Meisterhaft ist auch Nolans Arbeit mit Distanz und Nähe. Mit großen Panoramaaufnahmen des Strands von Dünkirchen vermittelt er immer wieder einen Überblick, um dann ins Detail zu gehen und den Zuschauer unmittelbar am Luftkampf oder der Notwasserung eines angeschossenen Jagdflugzeugs teilhaben und die Angst vor den Angriffen der Sturzkampfbomber ebenso intensiv erfahren zu lassen wie die in einem von einem Torpedo getroffenen Kriegsschiff zu ertrinken.
Im Gegensatz zu den meisten anderen Kriegsfilmen wird dabei auf detaillierte Darstellung von Gräueln und Verletzungen einzelner Soldaten verzichten. Kein Blut sieht man hier spritzen, keine zerfetzten Gliedmaßen. Vielmehr zielt Nolan auf einen Gesamteindruck ab, will möglichst realistisch die Angst vermitteln, die hier herrscht, und den verzweifelten Überlebenskampf, den ein Kriegsgeschehen immer mit sich bringt.
Erschütternd erinnert er aber auch an die zahllosen Opfer, wenn Bombenangriffe Löcher in die Reihen der wartenden Soldaten reißen oder von einem sinkenden Schiff Geflohene verzweifelt in einem brennenden Ölteppich schwimmen, nur zwischen untertauchen und damit ertrinken oder verbrennen wählen können.
Die historischen Ereignisse an sich interessieren Nolan kaum, auch wenn Flugzeuge und Schiffe ebenso wie die Uniformen und Waffen der Soldaten sorgfältig rekonstruiert wurden. Mehr um ein Spiel mit Spannungselementen, mit Dramaturgie und mit der Zeit, um die es schon im rückwärts erzählten Thriller «Memento», aber auch im «Traum-Film» «Inception» ging, als um historische Wissensvermittlung geht es dem 47-jährigen Regisseur.
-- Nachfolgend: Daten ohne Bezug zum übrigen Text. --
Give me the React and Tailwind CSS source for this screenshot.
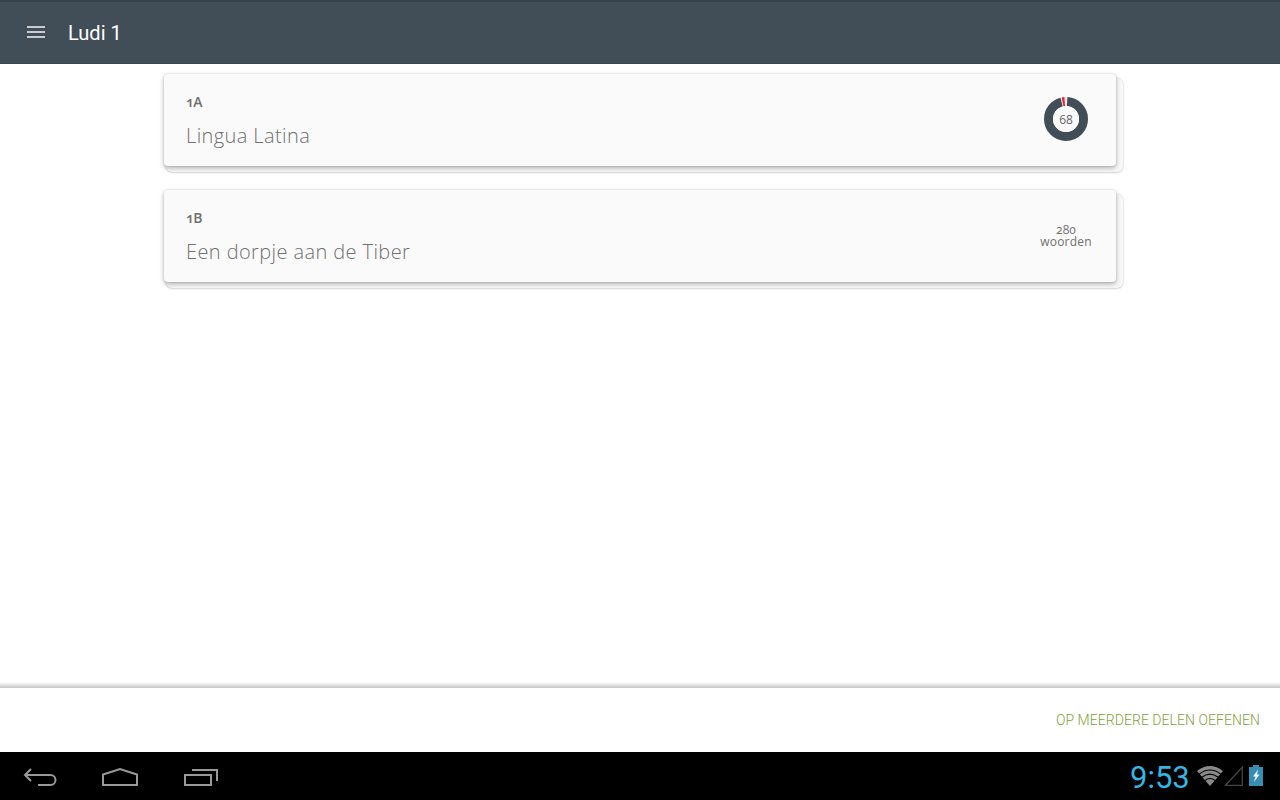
import React from 'react';

const parts = [
  { code: '1A', title: 'Lingua Latina', progress: 68 },
  { code: '1B', title: 'Een dorpje aan de Tiber', words: 280 },
];

const Header = () => (
  <header className="flex h-16 shrink-0 items-center border-t-2 border-b border-t-[#34414a] border-b-[#394750] bg-[#414e57] pl-[27px]">
    <button aria-label="Menu" className="mb-[2px] flex w-[18px] flex-col gap-[3px]">
      <span className="h-0.5 bg-[#c9ccce]" />
      <span className="h-0.5 bg-[#c9ccce]" />
      <span className="h-0.5 bg-[#c9ccce]" />
    </button>
    <h1 className="ml-[23px] font-['Roboto',sans-serif] text-[20px] leading-6 text-white">Ludi 1</h1>
  </header>
);

const ProgressRing = ({ value }) => (
  <div className="mr-[6px] mb-[2px] grid size-11 place-items-center">
    <svg viewBox="0 0 44 44" className="col-start-1 row-start-1 size-11" fill="none">
      <circle cx="22" cy="22" r="17.5" stroke="#e6e8e9" strokeWidth="9" />
      <g strokeWidth="9" transform="rotate(-90 22 22)">
        <circle cx="22" cy="22" r="17.5" stroke="#414e57" pathLength="360" strokeDasharray="341 360" strokeDashoffset="-4" />
        <circle cx="22" cy="22" r="17.5" stroke="#f8202c" pathLength="360" strokeDasharray="7 353" strokeDashoffset="-348.5" />
      </g>
      <circle cx="22" cy="22" r="13" fill="#fafafa" />
    </svg>
    <span className="col-start-1 row-start-1 pt-[2px] text-[12px] leading-none text-[#666]">{value}</span>
  </div>
);

const PartCard = ({ part }) => (
  <div className="relative h-[92px] w-[952px]">
    {/* Second sheet of the stack */}
    <div className="absolute top-1 -right-[7px] -bottom-[6px] left-0.5 rounded-md bg-[#f8f8f8] shadow-[0_0_2px_rgba(0,0,0,0.18),0_1px_2px_rgba(0,0,0,0.12)]" />
    <div className="relative flex h-full items-center justify-between rounded-[4px] bg-[#fafafa] pr-[22px] pl-[22px] shadow-[0_0_2px_rgba(0,0,0,0.12),0_2px_5px_rgba(0,0,0,0.3)]">
      <div className="flex flex-col gap-3">
        <span className="text-[14px] leading-5 font-semibold tracking-[-0.6px] text-[#707070] oldstyle-nums">{part.code}</span>
        <span className="text-[20px] leading-6 font-light tracking-[0.4px] text-[#707070]">{part.title}</span>
      </div>
      {part.progress ? (
        <ProgressRing value={part.progress} />
      ) : (
        <div className="flex w-[56px] flex-col items-center text-[12px] leading-3 tracking-[0.2px] text-[#707070] oldstyle-nums">
          <span>{part.words}</span>
          <span>woorden</span>
        </div>
      )}
    </div>
  </div>
);

const BackIcon = () => (
  <svg width="34" height="20" viewBox="0 0 34 20" fill="none" stroke="#999" strokeWidth="2">
    <path d="M8 2 2 8l6 6M2 8h25.5a5 5 0 0 1 0 10H15" />
  </svg>
);

const HomeIcon = () => (
  <svg width="38" height="20" viewBox="0 0 38 20" fill="none" stroke="#999" strokeWidth="2">
    <path d="M2 18V7.5L19 2l17 5.5V18Z" />
  </svg>
);

const RecentIcon = () => (
  <svg width="35" height="20" viewBox="0 0 35 20" fill="none" stroke="#999" strokeWidth="2">
    <path d="M2 8h26v10h-26ZM9 3h25v11" />
  </svg>
);

const WifiIcon = () => (
  <svg width="26" height="20" viewBox="0 0 26 20">
    <path d="M0 5Q13-5 26 5L13 20Z" fill="#8a8a8a" />
    <path d="M2 8.2Q13-.3 24 8.2M4.5 11.5Q13 4.7 21.5 11.5M7.5 14.8Q13 10.2 18.5 14.8" fill="none" stroke="#000" strokeWidth="1.1" />
  </svg>
);

const SystemBar = () => (
  <div className="flex h-12 shrink-0 items-center justify-between bg-black">
    <div className="flex items-center pt-px pl-[23px]">
      <BackIcon />
      <span className="w-11" />
      <HomeIcon />
      <span className="w-11" />
      <RecentIcon />
    </div>
    <div className="flex items-center pr-[17px]">
      <span className="mr-[8px] w-[59px] pt-[3px] font-['Roboto',sans-serif] text-[31px] leading-none whitespace-nowrap text-[#33b5e5]">9:53</span>
      <WifiIcon />
      <svg className="ml-px" width="20" height="21" viewBox="0 0 20 21" fill="none" stroke="#444" strokeWidth="1.3">
        <path d="M1.5 19.3 18.3 1.2V19.3Z" />
      </svg>
      <svg className="mb-px ml-[5px]" width="14" height="21" viewBox="0 0 14 21">
        <path d="M4 0h6v2h4v19H0V2h4Z" fill="#358fb2" />
        <path d="M9 4.5 4 11.5h2.5L5 17l5.5-7.5H8Z" fill="#f4f8fa" />
      </svg>
    </div>
  </div>
);

export default function App() {
  return (
    <div className="flex h-screen flex-col overflow-hidden bg-white font-['Open_Sans',sans-serif]">
      <Header />

      <main className="flex flex-1 flex-col items-center gap-6 pt-[10px]">
        {parts.map((part) => (
          <PartCard key={part.code} part={part} />
        ))}
      </main>

      <div className="h-[6px] shrink-0 bg-linear-to-b from-white to-[#c6c6c6]" />
      <footer className="flex h-16 shrink-0 items-center justify-end bg-white pr-5">
        <button className="font-['Roboto',sans-serif] text-[14px] font-light tracking-[0.05px] text-[#7fa23c]">OP MEERDERE DELEN OEFENEN</button>
      </footer>

      <SystemBar />
    </div>
  );
}
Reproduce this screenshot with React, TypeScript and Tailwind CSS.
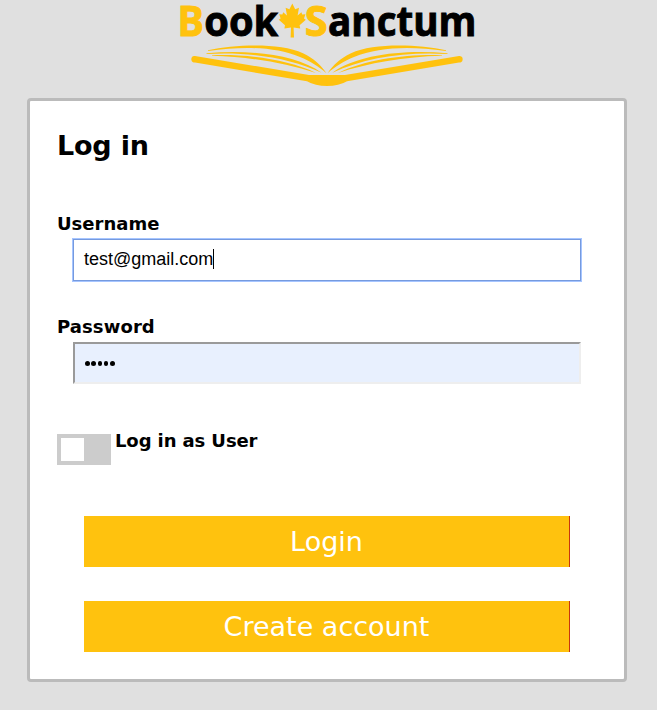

Als Action-Thriller und nicht als historischen Film sieht er folglich seinen Film, der im Grunde auch an einem anderen Ort und in einem anderen Krieg spielen könnte. Nur im Finale, in dem «Dunkirk» dann doch noch pathetisch wird, werden Überlegungen zum Kriegsgeschehen insgesamt angestellt, wird darauf hingewiesen, wie gerade dieses Desaster die Grundlage für den späteren großen Sieg darstellte.